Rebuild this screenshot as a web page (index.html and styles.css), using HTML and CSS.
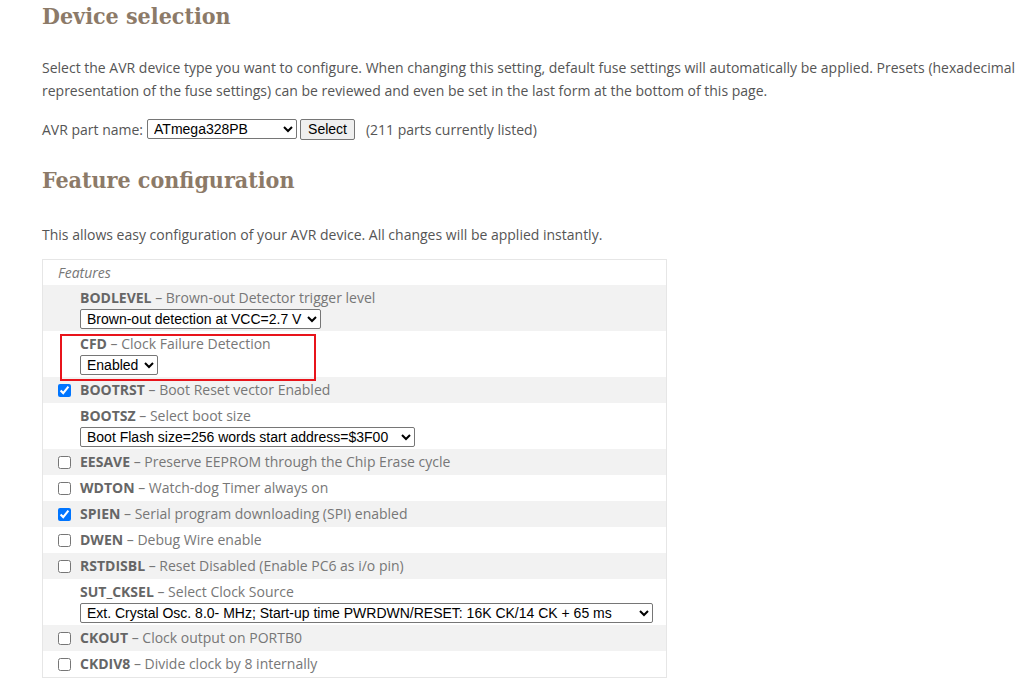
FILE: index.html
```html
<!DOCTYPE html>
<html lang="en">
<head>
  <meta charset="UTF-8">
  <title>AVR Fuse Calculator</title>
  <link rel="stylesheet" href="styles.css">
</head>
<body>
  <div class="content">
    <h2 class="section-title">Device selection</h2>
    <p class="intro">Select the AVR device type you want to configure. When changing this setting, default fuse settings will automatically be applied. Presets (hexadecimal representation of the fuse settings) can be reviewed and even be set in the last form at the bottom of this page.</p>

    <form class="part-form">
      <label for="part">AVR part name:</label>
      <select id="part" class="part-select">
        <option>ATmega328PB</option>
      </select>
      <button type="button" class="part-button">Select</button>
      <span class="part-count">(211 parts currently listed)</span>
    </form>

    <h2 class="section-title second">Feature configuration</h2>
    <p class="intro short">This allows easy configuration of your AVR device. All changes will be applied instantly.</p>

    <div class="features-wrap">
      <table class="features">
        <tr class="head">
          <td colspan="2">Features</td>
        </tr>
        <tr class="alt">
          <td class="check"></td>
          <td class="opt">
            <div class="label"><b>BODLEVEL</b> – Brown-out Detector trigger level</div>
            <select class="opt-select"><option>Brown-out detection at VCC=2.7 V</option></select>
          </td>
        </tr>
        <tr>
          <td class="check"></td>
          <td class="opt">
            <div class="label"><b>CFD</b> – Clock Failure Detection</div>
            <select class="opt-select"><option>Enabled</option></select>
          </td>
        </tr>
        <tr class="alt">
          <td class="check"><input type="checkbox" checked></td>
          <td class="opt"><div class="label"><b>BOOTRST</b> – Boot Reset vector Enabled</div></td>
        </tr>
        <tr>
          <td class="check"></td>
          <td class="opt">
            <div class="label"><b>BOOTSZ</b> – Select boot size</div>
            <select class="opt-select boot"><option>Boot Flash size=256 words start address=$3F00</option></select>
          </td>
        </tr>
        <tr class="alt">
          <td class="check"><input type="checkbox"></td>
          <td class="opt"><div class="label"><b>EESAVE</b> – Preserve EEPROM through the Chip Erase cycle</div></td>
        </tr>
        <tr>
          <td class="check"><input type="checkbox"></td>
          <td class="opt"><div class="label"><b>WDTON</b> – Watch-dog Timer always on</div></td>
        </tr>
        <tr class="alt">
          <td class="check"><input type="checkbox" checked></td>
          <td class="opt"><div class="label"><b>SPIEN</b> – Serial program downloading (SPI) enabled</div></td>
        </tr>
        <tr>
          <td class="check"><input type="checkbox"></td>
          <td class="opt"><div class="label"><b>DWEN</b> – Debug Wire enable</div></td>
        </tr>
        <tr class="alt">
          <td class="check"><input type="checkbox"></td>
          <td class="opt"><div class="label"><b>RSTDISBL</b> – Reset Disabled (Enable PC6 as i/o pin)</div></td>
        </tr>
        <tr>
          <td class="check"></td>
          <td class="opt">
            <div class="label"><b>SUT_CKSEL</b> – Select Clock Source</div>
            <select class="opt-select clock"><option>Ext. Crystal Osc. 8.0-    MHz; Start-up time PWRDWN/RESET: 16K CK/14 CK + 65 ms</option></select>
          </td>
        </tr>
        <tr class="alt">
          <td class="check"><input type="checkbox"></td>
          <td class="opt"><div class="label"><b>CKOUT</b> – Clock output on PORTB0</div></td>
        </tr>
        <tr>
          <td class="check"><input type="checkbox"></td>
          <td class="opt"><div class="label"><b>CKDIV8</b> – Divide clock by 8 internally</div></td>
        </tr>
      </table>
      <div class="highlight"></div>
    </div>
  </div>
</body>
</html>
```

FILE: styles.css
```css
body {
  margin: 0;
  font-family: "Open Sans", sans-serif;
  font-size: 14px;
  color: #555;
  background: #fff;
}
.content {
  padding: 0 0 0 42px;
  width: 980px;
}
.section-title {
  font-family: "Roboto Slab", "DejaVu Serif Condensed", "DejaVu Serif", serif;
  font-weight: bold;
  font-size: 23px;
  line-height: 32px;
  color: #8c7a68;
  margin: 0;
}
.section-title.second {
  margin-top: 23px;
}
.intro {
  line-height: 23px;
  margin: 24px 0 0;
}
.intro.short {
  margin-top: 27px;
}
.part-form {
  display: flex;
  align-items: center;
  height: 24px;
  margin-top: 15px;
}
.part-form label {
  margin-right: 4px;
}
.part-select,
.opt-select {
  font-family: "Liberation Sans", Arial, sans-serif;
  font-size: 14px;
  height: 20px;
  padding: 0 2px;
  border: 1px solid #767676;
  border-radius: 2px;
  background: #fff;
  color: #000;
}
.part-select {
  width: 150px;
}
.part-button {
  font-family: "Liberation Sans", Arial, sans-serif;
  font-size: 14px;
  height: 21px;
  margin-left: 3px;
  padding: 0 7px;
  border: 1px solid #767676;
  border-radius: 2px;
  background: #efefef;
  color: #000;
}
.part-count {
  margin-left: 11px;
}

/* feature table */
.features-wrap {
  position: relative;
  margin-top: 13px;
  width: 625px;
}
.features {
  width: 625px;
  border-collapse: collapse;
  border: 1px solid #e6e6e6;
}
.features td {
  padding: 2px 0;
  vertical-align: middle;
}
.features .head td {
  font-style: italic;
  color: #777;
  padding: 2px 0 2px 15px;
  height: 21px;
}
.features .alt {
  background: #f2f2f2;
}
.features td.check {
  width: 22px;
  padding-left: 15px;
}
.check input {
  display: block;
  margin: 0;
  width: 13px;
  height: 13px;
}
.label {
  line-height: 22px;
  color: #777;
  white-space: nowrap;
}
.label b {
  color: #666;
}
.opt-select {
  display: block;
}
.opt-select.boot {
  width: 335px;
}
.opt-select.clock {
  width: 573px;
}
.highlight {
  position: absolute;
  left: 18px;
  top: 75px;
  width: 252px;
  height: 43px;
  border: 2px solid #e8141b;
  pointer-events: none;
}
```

++++

STATED GOAL:
Give an exact reproduction of every line, leaving out any picture.

EXERCISE SOLUTION:
Rebuild this screenshot as a web page (index.html and styles.css), using HTML and CSS.
FILE: index.html
```html
<!DOCTYPE html>
<html lang="en">
<head>
  <meta charset="UTF-8">
  <title>AVR Fuse Calculator</title>
  <link rel="stylesheet" href="styles.css">
</head>
<body>
  <div class="content">
    <h2 class="section-title">Device selection</h2>
    <p class="intro">Select the AVR device type you want to configure. When changing this setting, default fuse settings will automatically be applied. Presets (hexadecimal representation of the fuse settings) can be reviewed and even be set in the last form at the bottom of this page.</p>

    <form class="part-form">
      <label for="part">AVR part name:</label>
      <select id="part" class="part-select">
        <option>ATmega328PB</option>
      </select>
      <button type="button" class="part-button">Select</button>
      <span class="part-count">(211 parts currently listed)</span>
    </form>

    <h2 class="section-title second">Feature configuration</h2>
    <p class="intro short">This allows easy configuration of your AVR device. All changes will be applied instantly.</p>

    <div class="features-wrap">
      <table class="features">
        <tr class="head">
          <td colspan="2">Features</td>
        </tr>
        <tr class="alt">
          <td class="check"></td>
          <td class="opt">
            <div class="label"><b>BODLEVEL</b> – Brown-out Detector trigger level</div>
            <select class="opt-select"><option>Brown-out detection at VCC=2.7 V</option></select>
          </td>
        </tr>
        <tr>
          <td class="check"></td>
          <td class="opt">
            <div class="label"><b>CFD</b> – Clock Failure Detection</div>
            <select class="opt-select"><option>Enabled</option></select>
          </td>
        </tr>
        <tr class="alt">
          <td class="check"><input type="checkbox" checked></td>
          <td class="opt"><div class="label"><b>BOOTRST</b> – Boot Reset vector Enabled</div></td>
        </tr>
        <tr>
          <td class="check"></td>
          <td class="opt">
            <div class="label"><b>BOOTSZ</b> – Select boot size</div>
            <select class="opt-select boot"><option>Boot Flash size=256 words start address=$3F00</option></select>
          </td>
        </tr>
        <tr class="alt">
          <td class="check"><input type="checkbox"></td>
          <td class="opt"><div class="label"><b>EESAVE</b> – Preserve EEPROM through the Chip Erase cycle</div></td>
        </tr>
        <tr>
          <td class="check"><input type="checkbox"></td>
          <td class="opt"><div class="label"><b>WDTON</b> – Watch-dog Timer always on</div></td>
        </tr>
        <tr class="alt">
          <td class="check"><input type="checkbox" checked></td>
          <td class="opt"><div class="label"><b>SPIEN</b> – Serial program downloading (SPI) enabled</div></td>
        </tr>
        <tr>
          <td class="check"><input type="checkbox"></td>
          <td class="opt"><div class="label"><b>DWEN</b> – Debug Wire enable</div></td>
        </tr>
        <tr class="alt">
          <td class="check"><input type="checkbox"></td>
          <td class="opt"><div class="label"><b>RSTDISBL</b> – Reset Disabled (Enable PC6 as i/o pin)</div></td>
        </tr>
        <tr>
          <td class="check"></td>
          <td class="opt">
            <div class="label"><b>SUT_CKSEL</b> – Select Clock Source</div>
            <select class="opt-select clock"><option>Ext. Crystal Osc. 8.0-    MHz; Start-up time PWRDWN/RESET: 16K CK/14 CK + 65 ms</option></select>
          </td>
        </tr>
        <tr class="alt">
          <td class="check"><input type="checkbox"></td>
          <td class="opt"><div class="label"><b>CKOUT</b> – Clock output on PORTB0</div></td>
        </tr>
        <tr>
          <td class="check"><input type="checkbox"></td>
          <td class="opt"><div class="label"><b>CKDIV8</b> – Divide clock by 8 internally</div></td>
        </tr>
      </table>
      <div class="highlight"></div>
    </div>
  </div>
</body>
</html>
```

FILE: styles.css
```css
body {
  margin: 0;
  font-family: "Open Sans", sans-serif;
  font-size: 14px;
  color: #555;
  background: #fff;
}
.content {
  padding: 0 0 0 42px;
  width: 980px;
}
.section-title {
  font-family: "Roboto Slab", "DejaVu Serif Condensed", "DejaVu Serif", serif;
  font-weight: bold;
  font-size: 23px;
  line-height: 32px;
  color: #8c7a68;
  margin: 0;
}
.section-title.second {
  margin-top: 23px;
}
.intro {
  line-height: 23px;
  margin: 24px 0 0;
}
.intro.short {
  margin-top: 27px;
}
.part-form {
  display: flex;
  align-items: center;
  height: 24px;
  margin-top: 15px;
}
.part-form label {
  margin-right: 4px;
}
.part-select,
.opt-select {
  font-family: "Liberation Sans", Arial, sans-serif;
  font-size: 14px;
  height: 20px;
  padding: 0 2px;
  border: 1px solid #767676;
  border-radius: 2px;
  background: #fff;
  color: #000;
}
.part-select {
  width: 150px;
}
.part-button {
  font-family: "Liberation Sans", Arial, sans-serif;
  font-size: 14px;
  height: 21px;
  margin-left: 3px;
  padding: 0 7px;
  border: 1px solid #767676;
  border-radius: 2px;
  background: #efefef;
  color: #000;
}
.part-count {
  margin-left: 11px;
}

/* feature table */
.features-wrap {
  position: relative;
  margin-top: 13px;
  width: 625px;
}
.features {
  width: 625px;
  border-collapse: collapse;
  border: 1px solid #e6e6e6;
}
.features td {
  padding: 2px 0;
  vertical-align: middle;
}
.features .head td {
  font-style: italic;
  color: #777;
  padding: 2px 0 2px 15px;
  height: 21px;
}
.features .alt {
  background: #f2f2f2;
}
.features td.check {
  width: 22px;
  padding-left: 15px;
}
.check input {
  display: block;
  margin: 0;
  width: 13px;
  height: 13px;
}
.label {
  line-height: 22px;
  color: #777;
  white-space: nowrap;
}
.label b {
  color: #666;
}
.opt-select {
  display: block;
}
.opt-select.boot {
  width: 335px;
}
.opt-select.clock {
  width: 573px;
}
.highlight {
  position: absolute;
  left: 18px;
  top: 75px;
  width: 252px;
  height: 43px;
  border: 2px solid #e8141b;
  pointer-events: none;
}
```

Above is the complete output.